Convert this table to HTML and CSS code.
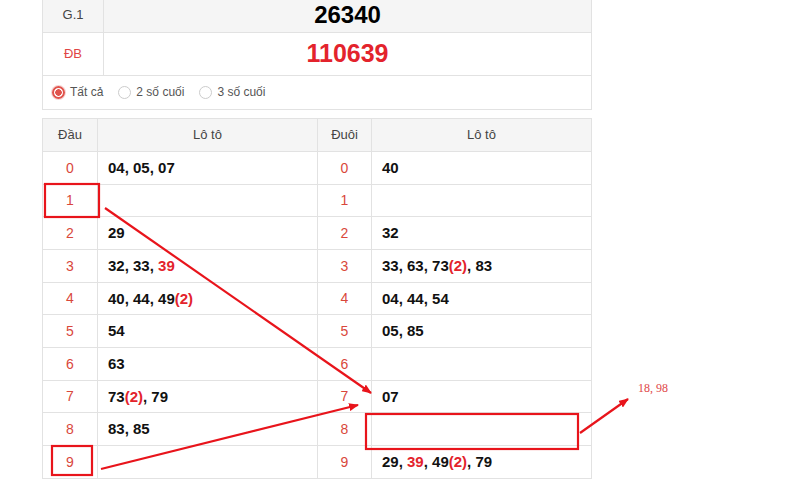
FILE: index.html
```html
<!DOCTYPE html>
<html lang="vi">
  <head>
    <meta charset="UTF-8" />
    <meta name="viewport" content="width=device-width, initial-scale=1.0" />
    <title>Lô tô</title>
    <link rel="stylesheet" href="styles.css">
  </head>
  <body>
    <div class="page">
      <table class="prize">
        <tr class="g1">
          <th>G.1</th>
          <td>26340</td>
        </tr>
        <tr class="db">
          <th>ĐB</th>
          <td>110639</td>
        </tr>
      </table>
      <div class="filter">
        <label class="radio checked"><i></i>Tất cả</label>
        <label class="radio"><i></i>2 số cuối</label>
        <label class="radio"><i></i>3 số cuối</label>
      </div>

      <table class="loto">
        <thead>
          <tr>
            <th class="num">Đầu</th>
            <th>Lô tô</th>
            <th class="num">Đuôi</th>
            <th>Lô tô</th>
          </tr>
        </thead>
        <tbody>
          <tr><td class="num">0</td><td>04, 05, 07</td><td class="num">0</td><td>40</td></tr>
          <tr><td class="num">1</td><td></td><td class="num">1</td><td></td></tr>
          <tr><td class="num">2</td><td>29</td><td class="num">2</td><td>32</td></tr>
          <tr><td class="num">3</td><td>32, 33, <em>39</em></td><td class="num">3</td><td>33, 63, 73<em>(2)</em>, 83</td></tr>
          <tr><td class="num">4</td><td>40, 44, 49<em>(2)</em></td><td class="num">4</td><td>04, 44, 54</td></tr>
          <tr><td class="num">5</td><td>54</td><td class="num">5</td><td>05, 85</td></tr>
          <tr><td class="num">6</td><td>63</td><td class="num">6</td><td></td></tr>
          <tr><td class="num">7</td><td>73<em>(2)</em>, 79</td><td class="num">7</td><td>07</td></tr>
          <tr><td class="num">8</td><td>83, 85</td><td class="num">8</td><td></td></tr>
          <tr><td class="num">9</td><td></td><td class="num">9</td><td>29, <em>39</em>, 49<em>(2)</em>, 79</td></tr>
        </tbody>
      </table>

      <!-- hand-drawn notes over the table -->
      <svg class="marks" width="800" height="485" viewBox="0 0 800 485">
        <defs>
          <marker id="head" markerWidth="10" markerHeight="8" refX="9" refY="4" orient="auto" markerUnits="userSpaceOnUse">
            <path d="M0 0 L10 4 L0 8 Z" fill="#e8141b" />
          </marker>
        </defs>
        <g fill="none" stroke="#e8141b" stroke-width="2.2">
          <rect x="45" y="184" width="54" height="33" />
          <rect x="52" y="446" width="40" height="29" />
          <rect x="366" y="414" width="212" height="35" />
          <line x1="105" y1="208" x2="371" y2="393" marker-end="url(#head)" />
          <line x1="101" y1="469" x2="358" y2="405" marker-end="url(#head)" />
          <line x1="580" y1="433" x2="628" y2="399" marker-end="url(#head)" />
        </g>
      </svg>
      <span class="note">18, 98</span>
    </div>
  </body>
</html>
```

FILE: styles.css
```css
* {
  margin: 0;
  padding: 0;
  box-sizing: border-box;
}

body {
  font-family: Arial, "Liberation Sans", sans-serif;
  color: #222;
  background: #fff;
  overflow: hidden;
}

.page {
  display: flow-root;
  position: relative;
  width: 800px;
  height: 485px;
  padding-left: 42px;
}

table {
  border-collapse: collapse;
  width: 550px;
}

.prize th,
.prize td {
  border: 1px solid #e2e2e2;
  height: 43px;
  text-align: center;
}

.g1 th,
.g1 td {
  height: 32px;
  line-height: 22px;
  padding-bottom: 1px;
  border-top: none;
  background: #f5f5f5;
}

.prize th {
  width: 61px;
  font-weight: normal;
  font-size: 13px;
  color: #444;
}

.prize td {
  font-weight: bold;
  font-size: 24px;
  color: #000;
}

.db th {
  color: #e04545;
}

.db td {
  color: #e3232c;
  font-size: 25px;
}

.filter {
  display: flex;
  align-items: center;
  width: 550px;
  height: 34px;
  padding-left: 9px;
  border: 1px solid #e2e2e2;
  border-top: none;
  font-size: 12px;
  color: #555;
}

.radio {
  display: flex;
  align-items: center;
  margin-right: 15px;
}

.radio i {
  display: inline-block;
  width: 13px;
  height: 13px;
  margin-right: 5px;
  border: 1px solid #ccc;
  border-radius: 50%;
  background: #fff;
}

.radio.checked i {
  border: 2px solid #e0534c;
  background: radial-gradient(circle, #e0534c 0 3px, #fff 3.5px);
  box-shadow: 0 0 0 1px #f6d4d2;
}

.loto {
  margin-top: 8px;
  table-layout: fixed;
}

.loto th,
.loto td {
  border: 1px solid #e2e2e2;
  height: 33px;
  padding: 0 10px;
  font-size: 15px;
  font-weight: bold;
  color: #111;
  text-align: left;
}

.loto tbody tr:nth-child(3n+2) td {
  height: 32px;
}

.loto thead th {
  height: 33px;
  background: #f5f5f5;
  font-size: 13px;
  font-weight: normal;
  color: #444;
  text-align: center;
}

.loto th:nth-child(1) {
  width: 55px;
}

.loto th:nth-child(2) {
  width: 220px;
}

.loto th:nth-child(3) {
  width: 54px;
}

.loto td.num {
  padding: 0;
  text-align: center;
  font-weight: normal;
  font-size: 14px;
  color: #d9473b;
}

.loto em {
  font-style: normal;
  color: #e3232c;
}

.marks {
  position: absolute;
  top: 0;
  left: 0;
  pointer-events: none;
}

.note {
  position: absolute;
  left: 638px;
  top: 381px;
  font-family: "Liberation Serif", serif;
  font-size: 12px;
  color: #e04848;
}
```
- - -
Count how many lines contain "table" and give only that count.

RESPONSE FOR THIS EXERCISE -> 8